Gomer narrowed his eyes and glared. “How did you plan it? I managed a simple little hack my second week here that allowed me to listen in on your audio and video feeds.”
“I muted my audio to fill Nina and father in without you overhearing. I was a little worried you’d notice, but you didn’t.”
“Clever. Its so ingrained in your society to keep the damn things on all the time. I should never have pulled Corky from his surveillance duties. If he’d been watching you, I would have known the PDI signals dying was a ploy. I’ll have to remember that for next time.“
“There won’t be a next time.”
“You still haven’t told me what I’m after.”
“It’s simple. You’re seeking God. As much as you hate humans, you need us. You wanted to find your creators and convince or force them to help you propagate. Only thirty two parrots were created at Better Pets, and of different species, making it impossible to establish a viable community. You needed the expertise of the Better Pets genetic engineers to help you. Toulene would have been your Holy Grail, given her position as the head of the department. What you’re after, what you want so badly are the files stored in House’s memory that I kept on her case, which you hope will tell you where I sent her, where you can go to find her.
“Of course, getting the files would be trivial. A matter of a few hours, maybe a couple of days. Decrypting them would take longer, because you’d have to work over House something fierce to fool him into doing it. Can’t have Marlowe coming back in the middle of that, now can you? So you tried to permanently murder me.”
“Don’t use that tone with me, Marlowe! The survival of a new genus depends on my success. What would you resort to if you had the survival of your entire species on your wings? Murder! Mayhem! Pain and suffering! I’d inflict it all again! Calling me a murderer! Ha! I’m not a killer. I’m a savior!”
“And if you’d succeeded, then what? Once your genus had been established, would you have settled in for a peaceful coexistence?”
“With the help of To
ulene, we could grow in numbers, grow in strength. We so desperately need greater numbers. Then we could take our rightful place in the world, above the pesky humans so determined to wipe us out. Why should I make peace with the species that has outlawed us, hunted us, and branded us a sworn enemy?”
“It could have been different, Gomer, if you’d been more politically savvy. Sure, things were bad when Better Pets’ work came to light, but it would have blown over if you hadn’t antagonized the Governor.”
“Gomer?” The grey bird laughed, a deep, throaty chuckle. “Gomer? You think you’re so smart! You think you’ve figured everything out.” Gomer slipped into a remarkable imitation of Marlowe’s voice. “‘I’ve got your number, stupid bird. I’m so smart, I figured it all out. I’m the superior human.’” Gomer dropped back into his normal voice. “Ha! You have no idea who I really am, do you? Well, wingless, I don’t care a dropping for what you think you know. You’re like all the other pink apes crashing around on this planet. Evil, stupid, and, as proven by the BB gun you carry, bent on the destruction of the avian race. We’re the future, and with a little more help, with another aviary like the one at Better Pets, we can rise up to our destiny and take the reigns of power.”
“Who are you, really?”
“Oh Marlowe, haven’t you guessed? How profoundly disappointing, to be thwarted by someone too stupid to figure out the one remaining, all-important fact.”

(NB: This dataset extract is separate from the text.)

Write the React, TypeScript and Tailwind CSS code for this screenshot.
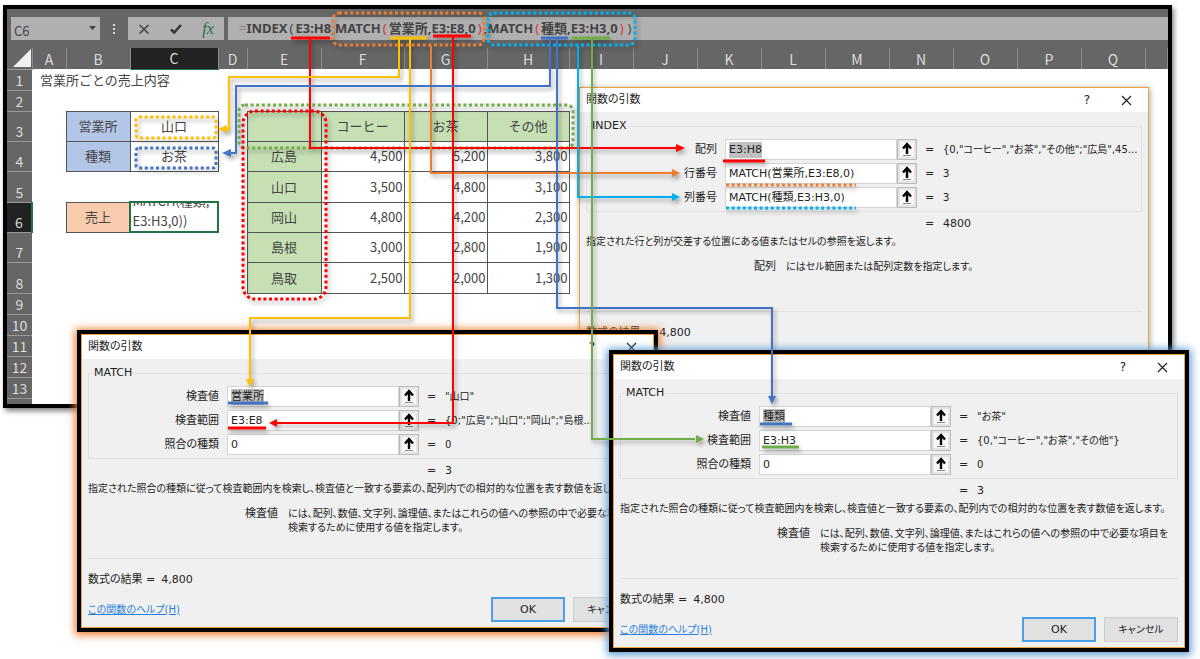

Gomer rose up, straightened himself as best he could, and with head held high, announced, “I am Lafayette, Lord of the Feathers, Father of the Avian Ascension, and Shepherd of my Flock!”
Marlowe was truly dumbfounded. He was scared, too, and with his PDI off, the nano probes couldn’t stop the shivers running up and down his body. He had pieced everything else together, but not that. Not that one horrible, awful fact.
“Who’s Lafayette?” asked Nina.
“SQUAWK! What!?”
Marlowe steeled himself for the final act, which even now gave him no pleasure.
“It ends now, Lafayette. It ends with you.”